Tice's contract with the Minnesota Vikings was allowed to expire after the last game of the 2005 season on January 1, 2006. The Vikings had just defeated the Chicago Bears, but a loss to the Baltimore Ravens eliminated the Vikings from playoff contention and effectively sealed Tice's fate. During his tenure of more than four years as the Vikings head coach, he had a regular season record of 32–33–0, while going 1–1 in the playoffs. Also during his tenure, the Vikings recorded an NFL record for the most consecutive games with over 300 yards of offense with 36.

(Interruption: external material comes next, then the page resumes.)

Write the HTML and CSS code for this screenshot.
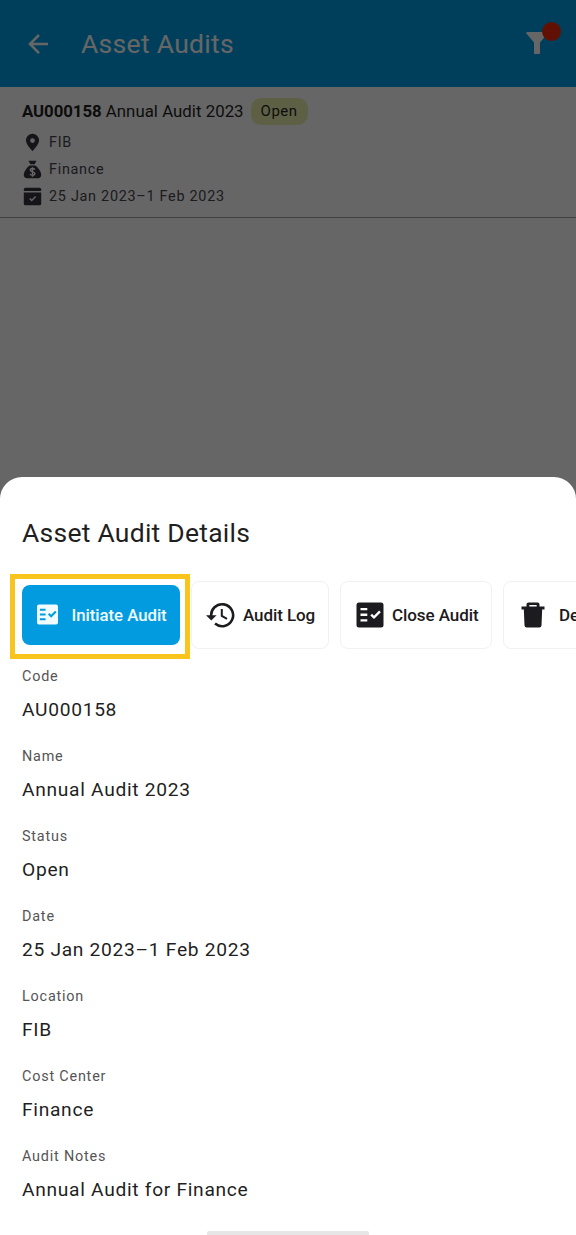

===Jacksonville Jaguars===
Tice was hired as assistant head coach/offense of Jacksonville by Jack Del Rio, another former Viking.

===Chicago Bears===
On January 15, 2010, Tice was hired as offensive line coach for the Chicago Bears. On October 3, 2010, his offensive line allowed 9 sacks in one half to the New York Giants. On September 17, 2010, against the Cowboys, his line only gave up one sack and held DeMarcus Ware, one of the leading sackers since he came into the NFL, sackless. Despite this, the Bears allowed 105 sacks in his two years as offensive line coach.

On January 6, 2012, the Bears promoted Tice to offensive coordinator, filling the void left by the resignation of Mike Martz.

On January 16, 2013, the Bears hired Marc Trestman to be the Bears new head coach after Lovie Smith was fired. It was also announced that the Bears had hired Aaron Kromer to replace Tice as offensive coordinator and offensive line coach. Tice was dismissed by the Bears on January 17, 2013.

===Atlanta Falcons===
Tice was hired to be the Atlanta Falcons offensive line coach in January 2014.

===Oakland Raiders===
Tice was hired to be the Oakland Raiders offensive line coach in January 2015. On February 6, 2018, Tice announced that he was retiring from coaching. He said that he was ready to move on from the coaching ranks because "players today don't want to be coached."

==Head coaching record==

| Team | Year | Regular season |  |  |  |  | Postseason |  |  |  |
| Won | Lost | Ties | Win % | Finish | Won | Lost | Win % | Result |
| MIN | 2001 | 0 | 1 | 0 | .000 | 4th in NFC Central | – | – | – | – |
| MIN | 2002 | 6 | 10 | 0 | .375 | 2nd in NFC North | – | – | – | – |
| MIN | 2003 | 9 | 7 | 0 | .563 | 2nd in NFC North | – | – | – | – |
| MIN | 2004 | 8 | 8 | 0 | .500 | 2nd in NFC North | 1 | 1 | .500 | Lost to Philadelphia Eagles in NFC Divisional Game |
| MIN | 2005 | 9 | 7 | 0 | .563 | 2nd in NFC North | – | – | – | – |
| MIN Total |  | 32 | 33 | 0 | .492 |  | 1 | 1 | .500 |  |
| Total |  | 32 | 33 | 0 | .492 |  | 1 | 1 | .500 |  |

==Personal life==
Mike Tice is the older brother of John Tice, also a former tight end at the University of Maryland, who played ten seasons in the NFL with the New Orleans Saints. John was an assistant coach for the Vikings in Mike's tenure. His son, Nate, was a quarterback for the Wisconsin Badgers and became an NFL writer and podcaster after working in the back office for NFL teams. During Mike's time with Seattle, his teammates referred to his eating style as "Mike Tice's Lunchout" in a humorous parody of the then popular video game, Mike Tyson's Punch-Out!! Tice currently lives in the Las Vegas area with his wife, Diane.